◆ RECORDS:
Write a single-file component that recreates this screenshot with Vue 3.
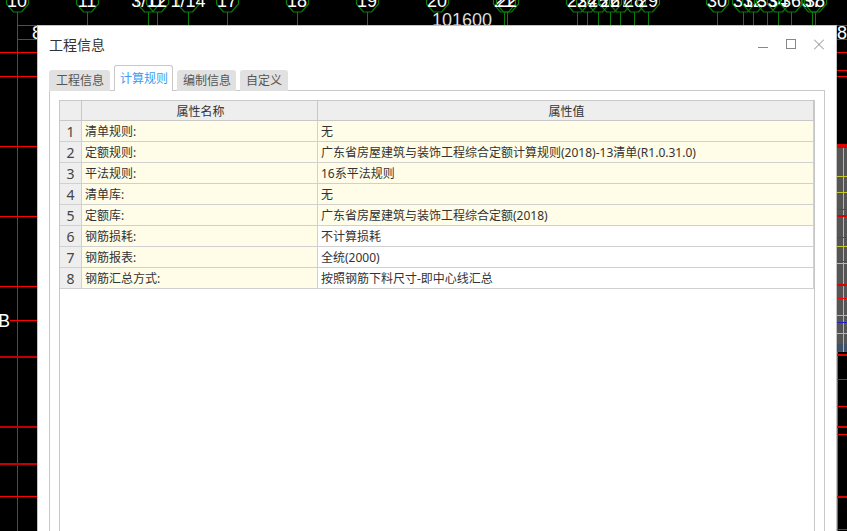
<script setup>
import { ref } from 'vue'

const activeTab = ref('计算规则')
const tabs = ['工程信息', '计算规则', '编制信息', '自定义']

const rows = [
  { name: '清单规则:', value: '无', tinted: true },
  { name: '定额规则:', value: '广东省房屋建筑与装饰工程综合定额计算规则(2018)-13清单(R1.0.31.0)', tinted: true },
  { name: '平法规则:', value: '16系平法规则', tinted: true },
  { name: '清单库:', value: '无', tinted: true },
  { name: '定额库:', value: '广东省房屋建筑与装饰工程综合定额(2018)', tinted: true },
  { name: '钢筋损耗:', value: '不计算损耗', tinted: false },
  { name: '钢筋报表:', value: '全统(2000)', tinted: false },
  { name: '钢筋汇总方式:', value: '按照钢筋下料尺寸-即中心线汇总', tinted: false }
]

// axis bubbles along the top of the drawing
const axes = [
  { x: 17, label: '10' }, { x: 87, label: '11' },
  { x: 148, label: '3/11' }, { x: 157, label: '12' }, { x: 188, label: '1/14' },
  { x: 227, label: '17' }, { x: 297, label: '18' }, { x: 367, label: '19' }, { x: 437, label: '20' },
  { x: 504, label: '21' }, { x: 507, label: '22' },
  { x: 577, label: '23' }, { x: 587, label: '24' }, { x: 598, label: '25' }, { x: 610, label: '26' },
  { x: 620, label: '27' }, { x: 634, label: '28' }, { x: 648, label: '29' },
  { x: 717, label: '30' }, { x: 743, label: '31' }, { x: 753, label: '32' }, { x: 767, label: '33' },
  { x: 778, label: '34' }, { x: 791, label: '36' }, { x: 812, label: '37' }, { x: 815, label: '38' }
]

const bubble = (x) => {
  const c = x + 0.5
  return `${c - 11},-4 ${c - 11},4 ${c - 4},12 ${c + 4},12 ${c + 11},4 ${c + 11},-4`
}

const leftReds = [52, 76, 146, 216, 286, 320, 496]
const leftThick = [357, 427, 464]
const rightReds = [52, 70, 76, 209, 237, 261, 298, 379, 406, 434, 529]
const rightThick = [216, 285, 355, 427, 497]
const rightYellow = [176, 192, 246, 263, 315, 333]
</script>

<template>
  <div class="screen">
    <svg class="drawing" width="847" height="531" viewBox="0 0 847 531">
      <rect x="837" y="145" width="10" height="207" fill="#555" />
      <rect x="837" y="344" width="10" height="7" fill="#3d5068" />
      <g v-for="a in axes" :key="a.x">
        <polygon :points="bubble(a.x)" fill="none" stroke="#0a7d0a" stroke-width="1.2" />
        <line class="crisp" :x1="a.x + 0.5" y1="12" :x2="a.x + 0.5" y2="25" stroke="#0a7d0a" />
        <text :x="a.x" y="7" text-anchor="middle" class="axis-label">{{ a.label }}</text>
      </g>
      <text x="462" y="26" text-anchor="middle" class="dim-label">101600</text>

      <path class="crisp" d="M17.5 12V52M17 25.5H37M17 39.5H37" stroke="#0a7d0a" fill="none" />
      <text x="32" y="39" class="axis-label">8</text>
      <line class="crisp" x1="17.5" y1="52" x2="17.5" y2="531" stroke="#ff0000" />
      <line v-for="y in leftReds" :key="y" class="crisp" x1="0" :y1="y + 0.5" x2="37" :y2="y + 0.5" stroke="#ff0000" />
      <line v-for="y in leftThick" :key="'lt' + y" class="crisp" x1="0" :y1="y" x2="37" :y2="y" stroke="#c00000" stroke-width="2" />
      <circle cx="-5" cy="321" r="7" fill="none" stroke="#0a7d0a" stroke-width="1.4" />
      <rect x="2" y="314" width="8" height="14" fill="#000" />
      <text x="-2" y="327" class="axis-label">B</text>

      <path class="crisp" d="M837 25.5H847M837 39.5H847" stroke="#0a7d0a" fill="none" />
      <text x="837" y="39" class="axis-label">85</text>
      <line class="crisp" x1="843.5" y1="145" x2="843.5" y2="352" stroke="#8fd08f" />
      <line class="crisp" x1="837.5" y1="352" x2="837.5" y2="531" stroke="#3f8f3f" />
      <line class="crisp" x1="837" y1="144.5" x2="847" y2="144.5" stroke="#2020d0" />
      <line class="crisp" x1="837" y1="322.5" x2="847" y2="322.5" stroke="#2020d0" />
      <line v-for="y in rightYellow" :key="'y' + y" class="crisp" x1="837" :y1="y + 0.5" x2="847" :y2="y + 0.5" stroke="#c8c820" />
      <line v-for="y in rightReds" :key="'r' + y" class="crisp" x1="837" :y1="y + 0.5" x2="847" :y2="y + 0.5" stroke="#ff0000" />
      <line v-for="y in rightThick" :key="'t' + y" class="crisp" x1="837" :y1="y" x2="847" :y2="y" stroke="#e00000" stroke-width="2" />
      <rect x="837" y="144" width="10" height="4" fill="#e00000" />
    </svg>

    <section class="dialog">
      <header class="dialog-head">
        <h1 class="dialog-title">工程信息</h1>
        <div class="win-buttons">
          <svg width="10" height="11" viewBox="0 0 10 11"><path d="M0 8.5H10" stroke="#888" fill="none" /></svg>
          <svg width="10" height="11" viewBox="0 0 10 11"><rect x="0.5" y="0.5" width="9" height="9" stroke="#888" fill="none" /></svg>
          <svg width="10" height="11" viewBox="0 0 10 11"><path d="M0 0.5L10 10.5M10 0.5L0 10.5" stroke="#888" fill="none" /></svg>
        </div>
      </header>

      <nav class="tabs">
        <button
          v-for="t in tabs"
          :key="t"
          class="tab"
          :class="{ active: t === activeTab }"
          @click="activeTab = t"
        >{{ t }}</button>
      </nav>

      <div class="panel">
        <div class="grid-wrap">
          <table class="grid">
            <colgroup>
              <col class="col-idx" />
              <col class="col-name" />
              <col />
            </colgroup>
            <thead>
              <tr>
                <th></th>
                <th class="head-cell">属性名称</th>
                <th class="head-cell">属性值</th>
              </tr>
            </thead>
            <tbody>
              <tr v-for="(r, i) in rows" :key="r.name">
                <td class="idx">{{ i + 1 }}</td>
                <td class="tinted">{{ r.name }}</td>
                <td :class="{ tinted: r.tinted }">{{ r.value }}</td>
              </tr>
            </tbody>
          </table>
        </div>
      </div>
    </section>
  </div>
</template>

<style scoped>
.screen {
  position: relative;
  width: 847px;
  height: 531px;
  overflow: hidden;
  background: #000;
  font-family: "Noto Sans", "Noto Sans CJK SC", "Liberation Sans", sans-serif;
  color: #333;
}

.drawing {
  position: absolute;
  left: 0;
  top: 0;
}

.crisp {
  shape-rendering: crispEdges;
}

.axis-label {
  font-family: "Liberation Sans", sans-serif;
  font-size: 18px;
  fill: #fff;
}

.dim-label {
  font-family: "Liberation Sans", sans-serif;
  font-size: 18px;
  fill: #ddd;
}

.dialog {
  position: absolute;
  left: 37px;
  top: 25px;
  width: 800px;
  height: 530px;
  box-sizing: border-box;
  display: flex;
  flex-direction: column;
  padding: 0 11px;
  background: #fff;
  border: 1px solid #c4c4c4;
}

.dialog-head {
  display: flex;
  align-items: flex-start;
  justify-content: space-between;
  height: 39px;
  flex: none;
}

.dialog-title {
  margin: 9px 0 0;
  font-size: 14px;
  font-weight: 400;
  line-height: 20px;
  color: #333;
}

.win-buttons {
  display: flex;
  gap: 18px;
  margin: 13px 1px 0 0;
}

.tabs {
  display: flex;
  align-items: flex-end;
  gap: 4px;
  height: 26px;
  flex: none;
  position: relative;
  z-index: 1;
  margin-bottom: -1px;
}

.tab {
  height: 21px;
  padding: 0 6px;
  border: 0;
  border-radius: 3px 3px 0 0;
  background: #e1e1e1;
  color: #555;
  font: inherit;
  font-size: 12px;
  line-height: 20px;
}

.tab:first-child {
  padding: 0 6px 0 7px;
}

.tab:nth-child(3) {
  padding: 0 5px 0 6px;
}

.tab.active {
  height: 26px;
  padding: 0 4px 0 5px;
  background: #fff;
  color: #3d9bf0;
  border: 1px solid #c8c8c8;
  border-bottom: 0;
}

.panel {
  flex: 1;
  display: flex;
  padding: 9px;
  border: 1px solid #c8c8c8;
}

.grid-wrap {
  flex: 1;
  border: 1px solid #c8c8c8;
  border-bottom: 0;
}

.grid {
  width: 754px;
  table-layout: fixed;
  border-collapse: separate;
  border-spacing: 0;
  font-size: 12px;
}

.col-idx {
  width: 22px;
}

.col-name {
  width: 236px;
}

.grid th,
.grid td {
  box-sizing: border-box;
  padding: 2px 3px 0;
  border-right: 1px solid #d0d0d0;
  border-bottom: 1px solid #d0d0d0;
  font-weight: 400;
  white-space: nowrap;
  overflow: hidden;
  color: #333;
}

.grid th {
  height: 20px;
  background: #eee;
  text-align: center;
  line-height: 17px;
  border-color: #c8c8c8;
}

.grid .head-cell {
  padding-left: 5px;
}

.grid td {
  height: 21px;
  line-height: 18px;
}

.grid .idx {
  padding: 1px 0 0;
  line-height: 19px;
  background: #eee;
  text-align: center;
  font-size: 14px;
  color: #444;
}

.grid .tinted {
  background: #fffde8;
}
</style>
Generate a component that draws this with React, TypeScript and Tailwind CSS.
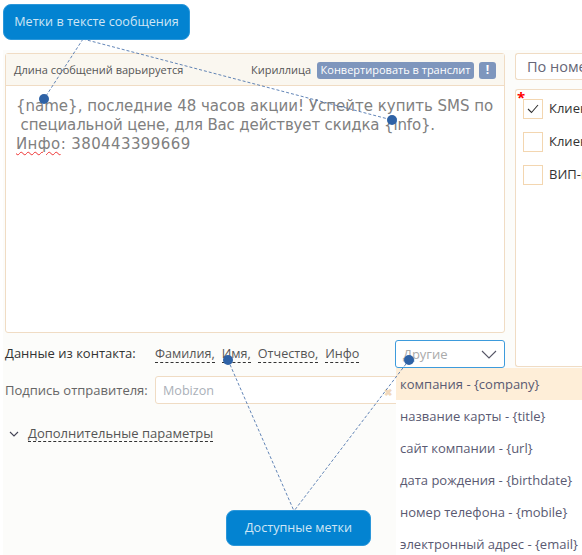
import React from 'react';

const FONT = "font-['Open_Sans',sans-serif]";

const tags = ['Фамилия,', 'Имя,', 'Отчество,', 'Инфо'];

const options = [
  'компания - {company}',
  'название карты - {title}',
  'сайт компании - {url}',
  'дата рождения - {birthdate}',
  'номер телефона - {mobile}',
  'электронный адрес - {email}',
];

const Checkbox: React.FC<{ label: string; checked?: boolean }> = ({ label, checked }) => (
  <div className="flex items-center gap-[6px] h-[20px] whitespace-nowrap">
    <div className="w-[20px] h-[20px] shrink-0 border border-[#f3d6b0] bg-white flex items-center justify-center">
      {checked && (
        <svg width="12" height="10" viewBox="0 0 12 10" fill="none">
          <path d="M1 5l3.5 3.5L11 1" stroke="#333" strokeWidth="1.1" />
        </svg>
      )}
    </div>
    <span className="text-[13px] text-[#333]">{label}</span>
  </div>
);

const Callout: React.FC<{ className: string; children: React.ReactNode }> = ({ className, children }) => (
  <div className={`absolute h-[36px] rounded-[8px] bg-[#0383d1] border border-[#2b97da] text-[#cfe6f5] text-[12.6px] flex items-center justify-center ${className}`}>
    {children}
  </div>
);

const App: React.FC = () => {
  return (
    <div className={`relative w-[582px] h-[555px] overflow-hidden bg-white ${FONT}`}>
      <div className="ml-[3px] pt-[50px] h-full">
        <div className="h-full bg-[#fcfcfa] pl-[2px] pt-[3px] flex gap-[10px]">
          {/* Left column */}
          <div className="w-[500px] shrink-0">
            <div className="h-[280px] border border-[#f0dcc4] rounded-[3px] bg-white flex flex-col">
              <div className="h-[32px] shrink-0 bg-[#faf7f0] border-b border-[#f0dcc4] pl-[8px] pr-[8px] pt-[1px] flex items-center text-[11px] text-[#555]">
                <span>Длина сообщений варьируется</span>
                <span className="ml-auto">Кириллица</span>
                <span className="ml-[6px] h-[17px] w-[157px] rounded-[3px] bg-[#7e96bd] text-white font-medium flex items-center justify-center whitespace-nowrap">
                  Конвертировать в транслит
                </span>
                <span className="ml-[5px] w-[17px] h-[17px] rounded-[3px] bg-[#7e96bd] text-white font-bold text-[12px] flex items-center justify-center">
                  !
                </span>
              </div>
              <div className="pl-[10px] pt-[11px] font-['DejaVu_Sans',sans-serif] text-[15px] leading-[19px] text-[#808080] whitespace-pre">
                <div>{'{name}, последние 48 часов акции! Успейте купить SMS по'}</div>
                <div className="tracking-[-0.15px]">{' специальной цене, для Вас действует скидка {info}.'}</div>
                <div className="tracking-[0.4px]">
                  <span className="underline decoration-wavy decoration-[#e33] decoration-1 underline-offset-2">Инфо</span>
                  {': 380443399669'}
                </div>
              </div>
            </div>

            <div className="mt-[7px] h-[28px] flex items-center">
              <span className="w-[150px] text-[13px] text-[#333]">Данные из контакта:</span>
              <div className="flex gap-[7px] text-[12.6px] text-[#555]">
                {tags.map((t) => (
                  <span key={t} className="border-b border-dashed border-[#333] leading-[16px]">{t}</span>
                ))}
              </div>
              <div className="ml-auto w-[110px] h-[28px] border border-[#3d9bdc] rounded-[3px] bg-white flex items-center justify-between pl-[7px] pr-[7px] pt-[1px] text-[13px] text-[#aaa]">
                Другие
                <svg width="16" height="9" viewBox="0 0 16 9" fill="none">
                  <path d="M1 1l7 7 7-7" stroke="#556" strokeWidth="1.1" />
                </svg>
              </div>
            </div>

            <div className="mt-[8px] h-[28px] flex items-center">
              <span className="w-[150px] text-[13px] text-[#666] pt-[1px]">Подпись отправителя:</span>
              <div className="relative flex-1 h-[28px] border border-[#f0dcc4] rounded-[3px] bg-white flex items-center pl-[7px] pt-[2px] text-[12.6px] text-[#aab0b8]">
                Mobizon
              </div>
            </div>

            <div className="mt-[21px] flex items-center gap-[9px] pl-[4px] text-[13px] text-[#555]">
              <svg width="10" height="6" viewBox="0 0 10 6" fill="none">
                <path d="M1 1l4 4 4-4" stroke="#445" strokeWidth="1.1" />
              </svg>
              <span className="border-b border-dashed border-[#333] leading-[16px]">Дополнительные параметры</span>
            </div>
          </div>

          {/* Right column */}
          <div className="flex-1 min-w-0">
            <div className="h-[27px] w-[100px] border border-[#f0dcc4] border-r-0 rounded-l-[3px] bg-white flex items-center pl-[11px] text-[14.5px] text-[#667] overflow-hidden whitespace-nowrap">
              По номеру
            </div>
            <div className="relative mt-[9px] h-[278px] w-[100px] border border-[#f0dcc4] border-r-0 rounded-l-[3px] bg-white overflow-hidden pl-[7px] pt-[9px] flex flex-col gap-[13px]">
              <span className="absolute left-[1px] top-[0px] text-[#f00] text-[15px] font-bold leading-[14px]">*</span>
              <Checkbox label="Клиенты" checked />
              <Checkbox label="Клиенты" />
              <Checkbox label="ВИП-клиенты" />
            </div>
          </div>
        </div>
      </div>

      {/* Dropdown */}
      <div className="absolute left-[396px] top-[368px] w-[186px] h-[187px] bg-white text-[13px] text-[#5a5a72] whitespace-nowrap overflow-hidden">
        {options.map((o, i) => (
          <div key={o} className={`h-[32px] pl-[4px] pt-[1px] flex items-center ${i === 0 ? 'bg-[#feeed8]' : ''}`}>{o}</div>
        ))}
      </div>
      <span className="absolute left-[384px] top-[386px] text-[#f0d8bc] text-[10px] font-bold leading-[12px]">✖</span>

      {/* Connector lines */}
      <svg className="absolute inset-0 pointer-events-none" width="582" height="555" fill="none">
        <g stroke="#3a66a5" strokeWidth="0.8" strokeDasharray="3 2">
          <path d="M83 39L44 99" />
          <path d="M83 39L392 120" />
          <path d="M228 360L294 511" />
          <path d="M409 360L294 511" />
        </g>
        <g fill="#2e62a6">
          <circle cx="44" cy="99" r="5" />
          <circle cx="392" cy="120" r="5" />
          <circle cx="228" cy="360" r="5" />
          <circle cx="409" cy="360" r="5" />
        </g>
      </svg>

      <Callout className="left-[3px] top-[4px] w-[187px]">Метки в тексте сообщения</Callout>
      <Callout className="left-[226px] top-[510px] w-[145px]">Доступные метки</Callout>
    </div>
  );
};

export default App;
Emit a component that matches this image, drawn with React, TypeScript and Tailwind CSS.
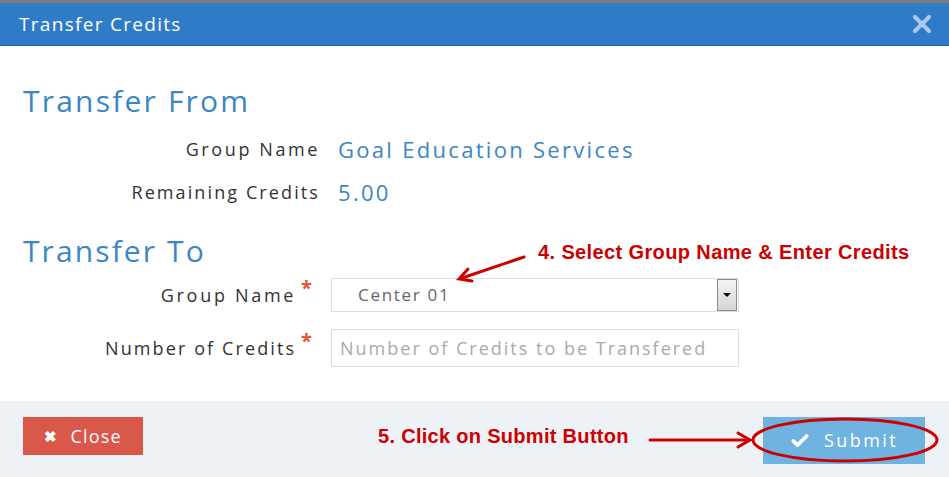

◆ WHAT TO PRODUCE: Repeat, exactly and in full, each line from the start of the data to the line that contains "const tabs = ['工程信息', '计算规则', '编制信息', '自定义']". Pictures do not go in.

◆ COMPLETE RESPONSE:
Write a single-file component that recreates this screenshot with Vue 3.
<script setup>
import { ref } from 'vue'

const activeTab = ref('计算规则')
const tabs = ['工程信息', '计算规则', '编制信息', '自定义']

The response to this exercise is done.